La sociedad guatemalteca de hoy es producto de una historia difícil de catalogar positivamente: ha estado plagada de dictaduras, de autoritarismo y represión desde tiempos coloniales. Y en su historia reciente se han vivido situaciones que con dificultad podríamos ubicar en la categoría de civilizadas.

Algunas de las características de los guatemaltecos de hoy dan pena o vergüenza, pero deben entenderse como producto o resultado de esa historia que ha ido dejando esas huellas. Guatemala es hoy una sociedad con un tejido social destruido, en donde han prevalecido antivalores que se han impuesto a través de la fuerza y la prepotencia.

Son características que aparecen con más evidencia en ciertas circunstancias, cuando la sociedad es puesta en tensión en momentos críticos. Es lo que ha pasado con el drama vivido con la muerte violenta de más de cuarenta niñas en un albergue del Estado, en donde se supone que debían estar protegidas.

El hecho mismo reviste un carácter casi incomprensible para quien no vive en ese contexto que ha naturalizado la violencia, la desigualdad y la intolerancia: niñas maltratadas, comerciadas y envilecidas, reprimidas hasta la muerte de la manera más atroz que pueda concebirse; encerrándolas y dejándolas arder vivas como forma de castigo ante la mirada impávida de sus carceleros que debieron ser protectores y guías, mientras sus compañeros de encierro y penurias clamaban por que se les socorriera o porque los dejaran socorrerlas.

Pero tanto o más indignantes y vergonzosos son los comentarios de los guatemaltecos comunes y corrientes, amas de casa, padres de familia, trabajadores y trabajadoras seguramente honrados de sacrificada labor diaria, que no solo avalan sino celebran con sus comentarios en la calle, en las redes sociales, en los comentarios en los periódicos, lo sucedido, y llenan de epítetos e insultos a las niñas muertas llamándolas con los calificativos más infames, arrojando la primera piedra y tomando más para lapidarlas sin misericordia.
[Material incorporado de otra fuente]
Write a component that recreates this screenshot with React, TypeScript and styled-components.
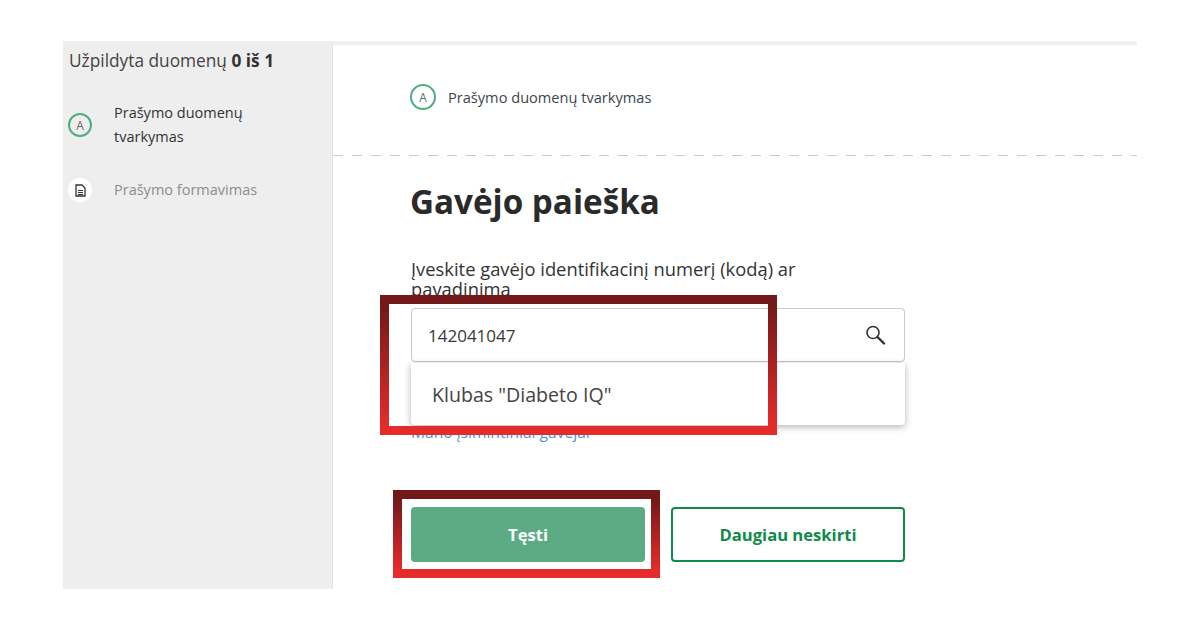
import styled, { createGlobalStyle } from 'styled-components'

const GlobalStyle = createGlobalStyle`
  html, body {
    margin: 0;
    padding: 0;
    width: 1200px;
    height: 630px;
    overflow: hidden;
    background: #fff;
    font-family: "Open Sans", "Noto Sans", sans-serif;
  }
`

const Page = styled.div`
  position: relative;
  width: 1200px;
  height: 630px;
  padding: 41px 63px;
  box-sizing: border-box;
  background: #fff;
`

const Frame = styled.div`
  display: flex;
  width: 1074px;
  height: 548px;
  overflow: hidden;
`

const Sidebar = styled.aside`
  width: 269px;
  flex: none;
  padding: 9px 0 0 5px;
  box-sizing: border-box;
  background: #eeeeee;
`

const Progress = styled.div`
  margin-left: 1px;
  font-size: 17.3px;
  line-height: 22px;
  color: #444444;

  b {
    font-weight: 700;
    color: #333;
  }
`

const StepRow = styled.div<{ $top: number }>`
  display: flex;
  align-items: center;
  gap: 22px;
  margin-top: ${props => props.$top}px;
`

const StepText = styled.div<{ $muted?: boolean }>`
  font-size: 14.5px;
  line-height: 24px;
  color: ${props => (props.$muted ? '#8c8c8c' : '#333333')};
`

const LetterBadge = styled.span<{ $size: number }>`
  width: ${props => props.$size}px;
  height: ${props => props.$size}px;
  flex: none;
  display: flex;
  align-items: center;
  justify-content: center;
  box-sizing: border-box;
  border: 2px solid #4fae80;
  border-radius: 50%;
  font-size: 12px;
  font-weight: 400;
  color: #666;
`

const DocBadge = styled.span`
  width: 24px;
  height: 24px;
  flex: none;
  display: flex;
  align-items: center;
  justify-content: center;
  border-radius: 50%;
  background: #fff;
`

const Main = styled.main`
  flex: 1;
  min-width: 0;
  border-left: 1px solid #e2e2e2;
  border-top: 4px solid #f0f0f0;
  box-sizing: border-box;
`

const Crumb = styled.div`
  display: flex;
  align-items: center;
  gap: 12px;
  height: 111px;
  padding: 0 0 7px 77px;
  box-sizing: border-box;
  background: repeating-linear-gradient(90deg, #c8c8c8 0 10px, transparent 10px 19px) left bottom / 100% 1px no-repeat;
  font-size: 14.6px;
  color: #3c4650;
`

const Content = styled.div`
  width: 494px;
  margin-left: 78px;
`

const Title = styled.h1`
  margin: 26px 0 0 -1px;
  font-size: 33.2px;
  line-height: 40px;
  font-weight: 700;
  color: #2a2a2a;
`

const Label = styled.label`
  display: block;
  width: 460px;
  margin-top: 37px;
  font-size: 18.35px;
  line-height: 20px;
  color: #333;
`

const SearchWrap = styled.div`
  position: relative;
  margin-top: 9px;
`

const SearchBox = styled.div`
  display: flex;
  align-items: center;
  justify-content: space-between;
  height: 54px;
  padding: 0 18px 0 16px;
  box-sizing: border-box;
  border: 1px solid #c9c9c9;
  border-radius: 4px;
  background: #fff;
  font-size: 17px;
  color: #3a3a3a;
`

const Dropdown = styled.div`
  position: absolute;
  top: 55px;
  left: 0;
  right: 0;
  height: 62px;
  display: flex;
  align-items: center;
  padding-left: 21px;
  border-radius: 0 0 4px 4px;
  background: #fff;
  box-shadow: 0 2px 7px rgba(0, 0, 0, 0.3);
  font-size: 19.6px;
  color: #444;
  z-index: 1;
`

const SavedLink = styled.a`
  display: block;
  margin-top: 60px;
  font-size: 15.6px;
  line-height: 20px;
  color: #3f9bd5;
`

const Actions = styled.div`
  display: flex;
  gap: 26px;
  margin-top: 65px;
`

const Button = styled.button<{ $outline?: boolean }>`
  width: 234px;
  height: 55px;
  box-sizing: border-box;
  border-radius: 4px;
  border: 2px solid ${props => (props.$outline ? '#0f8a4b' : '#5cab84')};
  background: ${props => (props.$outline ? '#fff' : '#5cab84')};
  color: ${props => (props.$outline ? '#0f8a4b' : '#fff')};
  font-family: inherit;
  font-size: 16.6px;
  font-weight: 700;
`

const Highlight = styled.div<{ $x: number; $y: number; $w: number; $h: number }>`
  position: absolute;
  left: ${props => props.$x}px;
  top: ${props => props.$y}px;
  width: ${props => props.$w}px;
  height: ${props => props.$h}px;
  box-sizing: border-box;
  border: 9px solid transparent;
  border-image: linear-gradient(180deg, #721818, #e62b2b) 1;
  z-index: 2;
`

const MagnifierIcon = () => (
  <svg width="22" height="22" viewBox="0 0 22 22" fill="none" stroke="#333" strokeLinecap="round">
    <circle cx="9" cy="8.5" r="6" strokeWidth="1.6" />
    <path d="M13.5 13l6.5 6.5" strokeWidth="2.4" />
  </svg>
)

const DocIcon = () => (
  <svg width="11" height="13" viewBox="0 0 11 13" fill="none" stroke="#333" strokeWidth="1.3">
    <path d="M1 1h6l3 3v8H1z" />
    <path d="M3 6.5h5M3 8.5h5M3 10.5h5" strokeWidth="1" />
  </svg>
)

const App = () => {
  return (
    <>
      <GlobalStyle />
      <Page>
        <Frame>
          <Sidebar>
            <Progress>
              Užpildyta duomenų <b>0 iš 1</b>
            </Progress>
            <StepRow $top={29}>
              <LetterBadge $size={24}>A</LetterBadge>
              <StepText>
                Prašymo duomenų
                <br />
                tvarkymas
              </StepText>
            </StepRow>
            <StepRow $top={29}>
              <DocBadge>
                <DocIcon />
              </DocBadge>
              <StepText $muted>Prašymo formavimas</StepText>
            </StepRow>
          </Sidebar>
          <Main>
            <Crumb>
              <LetterBadge $size={26}>A</LetterBadge>
              Prašymo duomenų tvarkymas
            </Crumb>
            <Content>
              <Title>Gavėjo paieška</Title>
              <Label>Įveskite gavėjo identifikacinį numerį (kodą) ar pavadinimą</Label>
              <SearchWrap>
                <SearchBox>
                  142041047
                  <MagnifierIcon />
                </SearchBox>
                <Dropdown>Klubas "Diabeto IQ"</Dropdown>
              </SearchWrap>
              <SavedLink>Mano įsimintiniai gavėjai</SavedLink>
              <Actions>
                <Button>Tęsti</Button>
                <Button $outline>Daugiau neskirti</Button>
              </Actions>
            </Content>
          </Main>
        </Frame>
        <Highlight $x={380} $y={295} $w={397} $h={140} />
        <Highlight $x={393} $y={490} $w={267} $h={88} />
      </Page>
    </>
  )
}

export default App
Esa, y no las niñas muertas son nuestra vergüenza de hoy. Porque las muchachas que se encontraban en ese albergue son el producto de una sociedad a la que años de colonialismo, decenas de años de dictaduras y una guerra genocida han vuelto un engendro violento, desalmado e ignorante. Pero ellos, los que tan abierta y alegremente hacen ese tipo de comentarios, son el espejo que nos muestra hasta donde hemos llegado, lo que somos.
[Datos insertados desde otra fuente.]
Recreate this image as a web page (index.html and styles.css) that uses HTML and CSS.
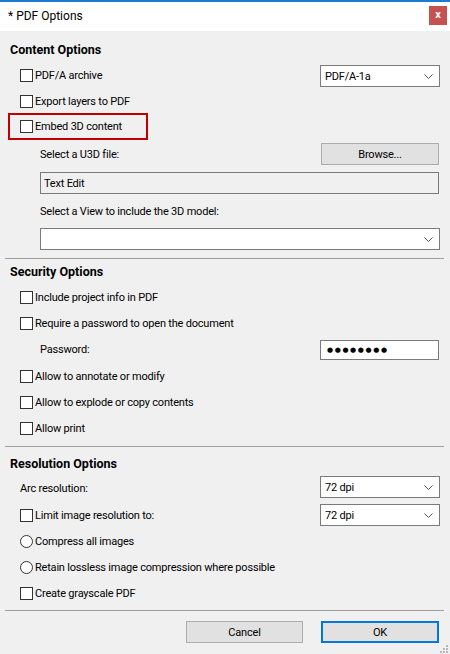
FILE: index.html
```html
<!DOCTYPE html>
<html>
<head>
<meta charset="utf-8">
<link rel="stylesheet" href="styles.css">
</head>
<body>
<div class="window">
  <div class="titlebar">
    <span class="title">* PDF Options</span>
    <span class="close">x</span>
  </div>
  <div class="content">
    <div class="header h-content">Content Options</div>
    <div class="row">
      <span class="cb"></span><span class="lbl">PDF/A archive</span>
      <div class="select sel-top"><span>PDF/A-1a</span><svg class="chev" width="9" height="5" viewBox="0 0 9 5"><polyline points="0.5,0.5 4.5,4.5 8.5,0.5" fill="none" stroke="#555" stroke-width="1"/></svg></div>
    </div>
    <div class="row">
      <span class="cb"></span><span class="lbl">Export layers to PDF</span>
    </div>
    <div class="row red">
      <span class="cb"></span><span class="lbl">Embed 3D content</span>
    </div>
    <div class="row sub file-row">
      <span class="lbl">Select a U3D file:</span>
      <div class="btn browse">Browse...</div>
    </div>
    <div class="textedit">Text Edit</div>
    <div class="sub view-label">Select a View to include the 3D model:</div>
    <div class="select wide"><span></span><svg class="chev" width="9" height="5" viewBox="0 0 9 5"><polyline points="0.5,0.5 4.5,4.5 8.5,0.5" fill="none" stroke="#555" stroke-width="1"/></svg></div>
    <div class="sep sep1"></div>

    <div class="header h-sec">Security Options</div>
    <div class="row first">
      <span class="cb"></span><span class="lbl">Include project info in PDF</span>
    </div>
    <div class="row">
      <span class="cb"></span><span class="lbl">Require a password to open the document</span>
    </div>
    <div class="row sub pw-row">
      <span class="lbl">Password:</span>
      <div class="password"><span class="dots">●●●●●●●●</span></div>
    </div>
    <div class="row">
      <span class="cb"></span><span class="lbl">Allow to annotate or modify</span>
    </div>
    <div class="row">
      <span class="cb"></span><span class="lbl">Allow to explode or copy contents</span>
    </div>
    <div class="row">
      <span class="cb"></span><span class="lbl">Allow print</span>
    </div>
    <div class="sep sep2"></div>

    <div class="header h-res">Resolution Options</div>
    <div class="row first arc-row">
      <span class="lbl">Arc resolution:</span>
      <div class="select sel-arc"><span>72 dpi</span><svg class="chev" width="9" height="5" viewBox="0 0 9 5"><polyline points="0.5,0.5 4.5,4.5 8.5,0.5" fill="none" stroke="#555" stroke-width="1"/></svg></div>
    </div>
    <div class="row">
      <span class="cb"></span><span class="lbl">Limit image resolution to:</span>
      <div class="select"><span>72 dpi</span><svg class="chev" width="9" height="5" viewBox="0 0 9 5"><polyline points="0.5,0.5 4.5,4.5 8.5,0.5" fill="none" stroke="#555" stroke-width="1"/></svg></div>
    </div>
    <div class="row">
      <span class="rb"></span><span class="lbl">Compress all images</span>
    </div>
    <div class="row">
      <span class="rb"></span><span class="lbl">Retain lossless image compression where possible</span>
    </div>
    <div class="row">
      <span class="cb"></span><span class="lbl">Create grayscale PDF</span>
    </div>
    <div class="sep sep3"></div>
    <div class="buttons">
      <div class="btn cancel">Cancel</div>
      <div class="btn ok">OK</div>
    </div>
    <svg class="grip" width="10" height="10" viewBox="0 0 10 10">
      <rect x="8" y="2" width="2" height="2" fill="#b8b8b8"/>
      <rect x="5" y="5" width="2" height="2" fill="#b8b8b8"/>
      <rect x="8" y="5" width="2" height="2" fill="#b8b8b8"/>
      <rect x="2" y="8" width="2" height="2" fill="#b8b8b8"/>
      <rect x="5" y="8" width="2" height="2" fill="#b8b8b8"/>
      <rect x="8" y="8" width="2" height="2" fill="#b8b8b8"/>
    </svg>
  </div>
</div>
</body>
</html>
```
FILE: styles.css
```css
* { box-sizing: border-box; }
html, body { margin: 0; padding: 0; }
body {
  width: 450px;
  height: 654px;
  overflow: hidden;
  font-family: Roboto, "Noto Sans", sans-serif;
  font-size: 11px;
  letter-spacing: -0.2px;
  color: #000;
  background: #f0f0f0;
}
.window { width: 450px; height: 654px; display: flex; flex-direction: column; }
.titlebar {
  height: 31px;
  border-top: 2px solid #1b7bd0;
  background: #fff;
  display: flex;
  align-items: center;
  justify-content: space-between;
  padding: 0 3px 0 8px;
}
.title { font-size: 12px; letter-spacing: 0; line-height: 16px; margin-top: -2px; }
.close {
  width: 18px; height: 19px;
  background: #c75050;
  color: #fff;
  font-weight: bold;
  font-size: 11px;
  letter-spacing: 0;
  line-height: 17px;
  text-align: center;
  margin-top: -2px;
}
.content { flex: 1; position: relative; background: #f0f0f0; }
.header { font-weight: bold; font-size: 12.5px; letter-spacing: 0; height: 20px; line-height: 20px; padding-left: 10px; }
.h-content { margin-top: 9px; }
.row {
  height: 26px;
  display: flex;
  align-items: center;
  padding-left: 20px;
  padding-right: 10px;
}
.row.first { margin-top: 2px; }
.h-content + .row { margin-top: 2px; }
.cb {
  width: 13px; height: 13px;
  border: 1px solid #333;
  background: #fff;
  flex: none;
}
.rb {
  width: 13px; height: 13px;
  border: 1px solid #333;
  border-radius: 50%;
  background: #fff;
  flex: none;
}
.lbl { margin-left: 2px; white-space: nowrap; }
.row.sub .lbl, .arc-row .lbl { margin-left: 0; }
.select {
  margin-left: auto;
  width: 120px; height: 22px;
  background: #fff;
  border: 1px solid #7a7a7a;
  display: flex;
  align-items: center;
  justify-content: space-between;
  padding: 0 6px 0 4px;
  flex: none;
}
.sel-top { margin-top: 2px; }
.chev { display: block; }
.red {
  height: 27px;
  margin-top: -1px;
  margin-left: 8px;
  width: 140px;
  border: 2px solid #c00000;
  padding-left: 10px;
}
.sub { padding-left: 40px; }
.file-row { margin-top: 3px; height: 22px; padding-right: 11px; }
.btn {
  background: #e1e1e1;
  border: 1px solid #adadad;
  height: 22px;
  display: flex;
  align-items: center;
  justify-content: center;
  flex: none;
}
.browse { margin-left: auto; width: 118px; }
.textedit {
  margin: 7px 11px 0 40px;
  height: 22px;
  border: 1px solid #7a7a7a;
  background: #f0f0f0;
  padding-left: 3px;
  display: flex;
  align-items: center;
}
.view-label { margin-top: 8px; height: 20px; line-height: 20px; }
.select.wide { margin: 6px 10px 0 40px; width: auto; }
.sep { height: 1px; background: #a0a0a0; margin-left: 5px; margin-right: 6px; }
.sep1 { margin-top: 8px; }
.h-sec { margin-top: 3px; }
.pw-row { height: 27px; padding-right: 11px; }
.password {
  margin-left: auto;
  width: 119px; height: 20px;
  border: 1px solid #7a7a7a;
  background: #fff;
  display: flex;
  align-items: center;
  padding-left: 6px;
}
.dots { font-family: "DejaVu Sans", sans-serif; font-size: 7px; letter-spacing: 1.6px; line-height: 10px; }
.sep2 { margin-top: 5px; }
.h-res { margin-top: 7px; }
.arc-row { align-items: flex-start; }
.arc-row .lbl { margin-top: 6px; }
.sep3 { margin-top: 4px; }
.buttons {
  margin-top: 10px;
  display: flex;
  justify-content: flex-end;
  gap: 18px;
  padding-right: 11px;
}
.cancel { width: 117px; }
.ok { width: 118px; border: 2px solid #0078d7; }
.grip { position: absolute; right: 2px; bottom: 1px; }
```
Ante esta situación, el tener a quien tenemos gobernando ahora y antes no es una sorpresa. En ninguna otra circunstancia más cierto aquello de que todo pueblo tiene los gobernantes que se merece.
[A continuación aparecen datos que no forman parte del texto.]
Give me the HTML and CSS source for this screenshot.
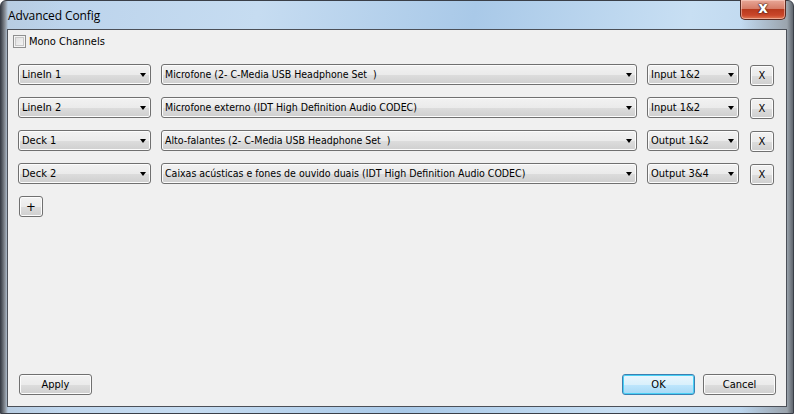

La única y real esperanza es la idea con la que iniciamos estas líneas: esa forma de  ser actual puede cambiar y transformarse en otra cosa; pero para ello es necesaria la chispa que incendie la pradera que lleve al cambio, a la regeneración, a ser otra cosa más próxima a la humanidad. Pero para eso hay que hacer cambios radicales, limpiar, abrir la ventanas, barrer la casa, dejar que entre el aire fresco y luego invertir en nosotros mismos, en educación, en valores, en justicia, en verdad. Solo así se podrá cambiar. Solo así se puede iniciar la construcción de una nueva forma de ser. Una identidad que no nos avergüence.